Ind AS 113 establishes a framework for measuring fair value and provides guidance on the valuation techniques that can be used. The standard outlines three approaches for fair value measurement:

  • Market Approach: This method uses prices and other relevant information generated by market transactions involving identical or comparable assets or liabilities.
  • Income Approach: This method converts future amounts (cash flows or earnings) to a single present value, reflecting the time value of money and risks associated with the asset or liability.
  • Cost Approach: This approach reflects the amount that would be required to replace the service capacity of an asset (i.e., its current replacement cost).

The fair value measurement under Ind AS is classified into three levels (hierarchy) based on the inputs used:

  • Level 1: Quoted prices in active markets for identical assets or liabilities.
  • Level 2: Inputs other than quoted prices that are observable either directly or indirectly.
  • Level 3: Unobservable inputs that reflect assumptions about what market participants would use.

2. Impairment of Assets (Ind AS 36)

Ind AS 36 provides guidelines on the impairment of assets. An asset is considered impaired if its carrying amount exceeds its recoverable amount. The recoverable amount is the higher of an asset's fair value less costs to sell and its value in use.

Under Ind AS 36, businesses are required to assess the impairment of assets regularly, and if an impairment is identified, the asset’s carrying amount should be written down to its recoverable amount. The valuation process for impairment requires businesses to make judgments based on the best available information, such as future cash flows, discount rates, and the asset’s expected use.

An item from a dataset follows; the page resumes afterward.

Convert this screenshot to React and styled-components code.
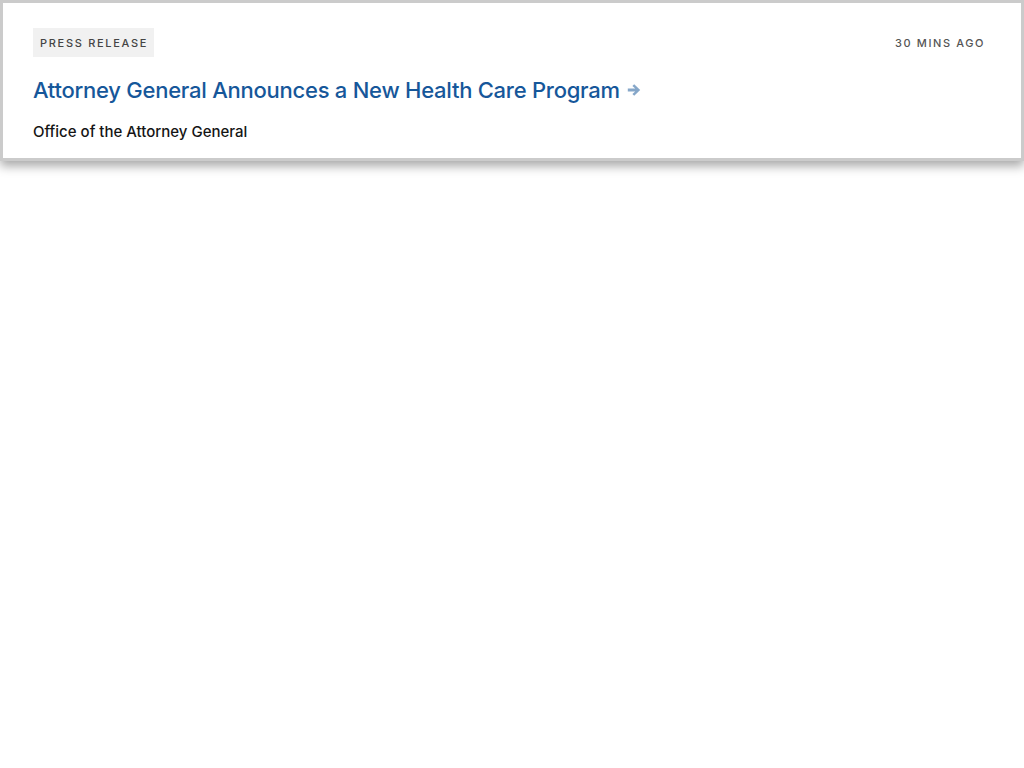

Investment Property ( IND AS 40) applies to the accounting for Investment Property, which includes land, buildings, or both, held for rental income, capital appreciation, or both. It also covers property under construction or development for future use as Investment property. However, it excludes property that is held for sale in the ordinary course of business

Property Plant & equipment (Ind AS 16)?

Ind AS 16 plays a crucial role in financial accounting, ensuring that entities report their investment in property, plant, and equipment with accuracy and transparency. By adhering to its guidelines, entities not only provide stakeholders with a clear picture of their tangible asset investments but also maintain consistency and comparability in financial reporting. This standard, with its detailed provisions on recognition, measurement, depreciation, and impairment, facilitates a comprehensive understanding of an entity’s asset utilization and management, thus serving as an indispensable tool for informed decision-making in the financial landscape

3. Financial Instruments (Ind AS 109)

Ind AS 109 provides guidelines for the classification, measurement, and recognition of financial instruments. It distinguishes between financial instruments that are measured at amortized cost, fair value through other comprehensive income (FVOCI), and fair value through profit or loss (FVTPL).

  • Fair Value Measurement: Financial instruments such as derivatives, equity investments, and certain debt securities are required to be measured at fair value under Ind AS 109.
  • Impairment of Financial Assets: Ind AS 109 introduces a forward-looking impairment model, where expected credit losses are recognized on financial assets such as loans, receivables, and other debt instruments. This requires estimation of credit losses over the life of the asset, taking into account historical data, current conditions, and future expectations.

Valuation Methodologies

The methodologies used for valuation under Ind AS are in line with global best practices. The most common methods include:

  • Income Approach (Discounted Cash Flow (DCF)): The DCF method is widely used for valuing businesses, intangible assets, and financial instruments. It involves estimating future cash flows generated by an asset and discounting them to the present value using an appropriate discount rate.
  • Market Approach based upon Comparable Transactions : This approach involves comparing the asset being valued with similar assets that have been traded in the market, using metrics such as price-to-earnings (P/E) ratio, enterprise value (EV), and price-to-book (P/B) ratio.
  • Cost Approach: The cost approach is used in cases where it is difficult to obtain market prices or cash flow projections. It involves estimating the cost of replacing the asset.

Challenges in Valuation Under Ind AS

Despite the improvements brought about by Ind AS, valuation practices still face several challenges:

  1. Subjectivity in Fair Value Measurement: The use of unobservable inputs (Level 3) in fair value measurement can lead to significant subjectivity, and different practitioners may arrive at different valuations for the same asset or liability.
  2. Complexity in Applying Discount Rates: Determining appropriate discount rates, especially for assets with long-term cash flows, can be challenging due to varying assumptions about inflation, risk, and market conditions.
  3. Lack of Market Transparency: In certain cases, particularly for unique or illiquid assets, it may be difficult to find comparable market transactions, making the valuation process more complex.
  4. Changing Regulatory Environment: The continuous evolution of accounting standards and regulatory requirements can lead to uncertainty and confusion, requiring businesses to frequently update their valuation practices.

Conclusion

Valuation under Indian Accounting Standards is crucial for ensuring the accuracy and reliability of financial reporting. Ind AS has introduced comprehensive guidelines on fair value measurement, impairment testing, and the valuation of financial instruments, all of which contribute to greater transparency and consistency in financial reporting. However, businesses must navigate challenges related to subjectivity, discount rates, and market conditions. As the regulatory environment continues to evolve, staying updated on the latest accounting standards and valuation practices will be essential for companies operating in India.